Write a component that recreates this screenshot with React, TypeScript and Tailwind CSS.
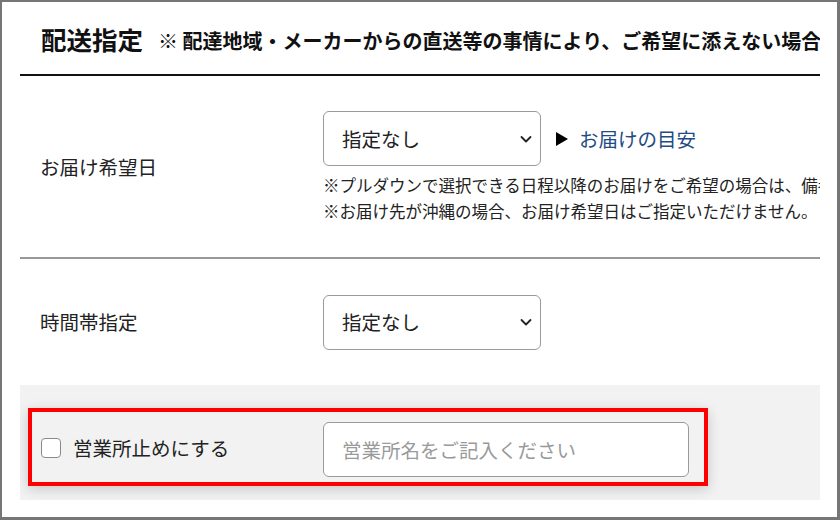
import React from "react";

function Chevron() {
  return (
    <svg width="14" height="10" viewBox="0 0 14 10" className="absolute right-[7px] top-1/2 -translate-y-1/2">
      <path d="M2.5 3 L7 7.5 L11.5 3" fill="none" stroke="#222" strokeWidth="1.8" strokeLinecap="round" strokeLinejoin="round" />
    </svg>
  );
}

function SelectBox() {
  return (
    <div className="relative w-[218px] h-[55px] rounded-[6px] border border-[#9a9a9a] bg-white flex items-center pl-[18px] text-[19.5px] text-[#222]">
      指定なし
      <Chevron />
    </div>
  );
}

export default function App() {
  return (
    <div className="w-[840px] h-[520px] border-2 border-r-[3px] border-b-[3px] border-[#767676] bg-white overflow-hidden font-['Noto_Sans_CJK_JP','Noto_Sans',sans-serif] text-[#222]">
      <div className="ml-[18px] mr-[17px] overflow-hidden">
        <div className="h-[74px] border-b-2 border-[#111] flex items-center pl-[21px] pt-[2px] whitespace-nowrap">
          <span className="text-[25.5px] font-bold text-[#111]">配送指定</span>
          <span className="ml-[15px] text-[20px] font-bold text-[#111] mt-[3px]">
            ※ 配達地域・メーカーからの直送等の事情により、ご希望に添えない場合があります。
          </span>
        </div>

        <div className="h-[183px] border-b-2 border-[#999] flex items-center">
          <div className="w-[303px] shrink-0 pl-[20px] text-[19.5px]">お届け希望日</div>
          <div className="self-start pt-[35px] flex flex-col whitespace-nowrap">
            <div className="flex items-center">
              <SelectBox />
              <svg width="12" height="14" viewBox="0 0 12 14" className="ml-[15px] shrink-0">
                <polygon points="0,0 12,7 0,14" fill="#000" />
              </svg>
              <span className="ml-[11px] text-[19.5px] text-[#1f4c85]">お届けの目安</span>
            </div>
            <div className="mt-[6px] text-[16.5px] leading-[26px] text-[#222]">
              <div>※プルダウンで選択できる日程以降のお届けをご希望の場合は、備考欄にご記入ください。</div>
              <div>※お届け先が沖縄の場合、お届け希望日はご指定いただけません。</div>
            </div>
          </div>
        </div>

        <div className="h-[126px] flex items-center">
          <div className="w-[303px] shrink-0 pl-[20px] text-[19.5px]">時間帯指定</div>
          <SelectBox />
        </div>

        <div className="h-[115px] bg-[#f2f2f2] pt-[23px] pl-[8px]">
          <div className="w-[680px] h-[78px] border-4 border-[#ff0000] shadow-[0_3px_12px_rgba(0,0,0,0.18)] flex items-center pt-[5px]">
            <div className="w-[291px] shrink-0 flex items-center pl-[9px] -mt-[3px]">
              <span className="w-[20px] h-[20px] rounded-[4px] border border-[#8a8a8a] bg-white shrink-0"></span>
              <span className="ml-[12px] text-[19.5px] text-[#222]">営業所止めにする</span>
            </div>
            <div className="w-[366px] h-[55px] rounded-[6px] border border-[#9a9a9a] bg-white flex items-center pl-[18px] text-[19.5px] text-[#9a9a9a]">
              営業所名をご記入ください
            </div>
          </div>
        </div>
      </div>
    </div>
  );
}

════════

- Task statement
Transcribe the whole listing exactly. Pictures are excluded.

- Problem solution
Write a component that recreates this screenshot with React, TypeScript and Tailwind CSS.
import React from "react";

function Chevron() {
  return (
    <svg width="14" height="10" viewBox="0 0 14 10" className="absolute right-[7px] top-1/2 -translate-y-1/2">
      <path d="M2.5 3 L7 7.5 L11.5 3" fill="none" stroke="#222" strokeWidth="1.8" strokeLinecap="round" strokeLinejoin="round" />
    </svg>
  );
}

function SelectBox() {
  return (
    <div className="relative w-[218px] h-[55px] rounded-[6px] border border-[#9a9a9a] bg-white flex items-center pl-[18px] text-[19.5px] text-[#222]">
      指定なし
      <Chevron />
    </div>
  );
}

export default function App() {
  return (
    <div className="w-[840px] h-[520px] border-2 border-r-[3px] border-b-[3px] border-[#767676] bg-white overflow-hidden font-['Noto_Sans_CJK_JP','Noto_Sans',sans-serif] text-[#222]">
      <div className="ml-[18px] mr-[17px] overflow-hidden">
        <div className="h-[74px] border-b-2 border-[#111] flex items-center pl-[21px] pt-[2px] whitespace-nowrap">
          <span className="text-[25.5px] font-bold text-[#111]">配送指定</span>
          <span className="ml-[15px] text-[20px] font-bold text-[#111] mt-[3px]">
            ※ 配達地域・メーカーからの直送等の事情により、ご希望に添えない場合があります。
          </span>
        </div>

        <div className="h-[183px] border-b-2 border-[#999] flex items-center">
          <div className="w-[303px] shrink-0 pl-[20px] text-[19.5px]">お届け希望日</div>
          <div className="self-start pt-[35px] flex flex-col whitespace-nowrap">
            <div className="flex items-center">
              <SelectBox />
              <svg width="12" height="14" viewBox="0 0 12 14" className="ml-[15px] shrink-0">
                <polygon points="0,0 12,7 0,14" fill="#000" />
              </svg>
              <span className="ml-[11px] text-[19.5px] text-[#1f4c85]">お届けの目安</span>
            </div>
            <div className="mt-[6px] text-[16.5px] leading-[26px] text-[#222]">
              <div>※プルダウンで選択できる日程以降のお届けをご希望の場合は、備考欄にご記入ください。</div>
              <div>※お届け先が沖縄の場合、お届け希望日はご指定いただけません。</div>
            </div>
          </div>
        </div>

        <div className="h-[126px] flex items-center">
          <div className="w-[303px] shrink-0 pl-[20px] text-[19.5px]">時間帯指定</div>
          <SelectBox />
        </div>

        <div className="h-[115px] bg-[#f2f2f2] pt-[23px] pl-[8px]">
          <div className="w-[680px] h-[78px] border-4 border-[#ff0000] shadow-[0_3px_12px_rgba(0,0,0,0.18)] flex items-center pt-[5px]">
            <div className="w-[291px] shrink-0 flex items-center pl-[9px] -mt-[3px]">
              <span className="w-[20px] h-[20px] rounded-[4px] border border-[#8a8a8a] bg-white shrink-0"></span>
              <span className="ml-[12px] text-[19.5px] text-[#222]">営業所止めにする</span>
            </div>
            <div className="w-[366px] h-[55px] rounded-[6px] border border-[#9a9a9a] bg-white flex items-center pl-[18px] text-[19.5px] text-[#9a9a9a]">
              営業所名をご記入ください
            </div>
          </div>
        </div>
      </div>
    </div>
  );
}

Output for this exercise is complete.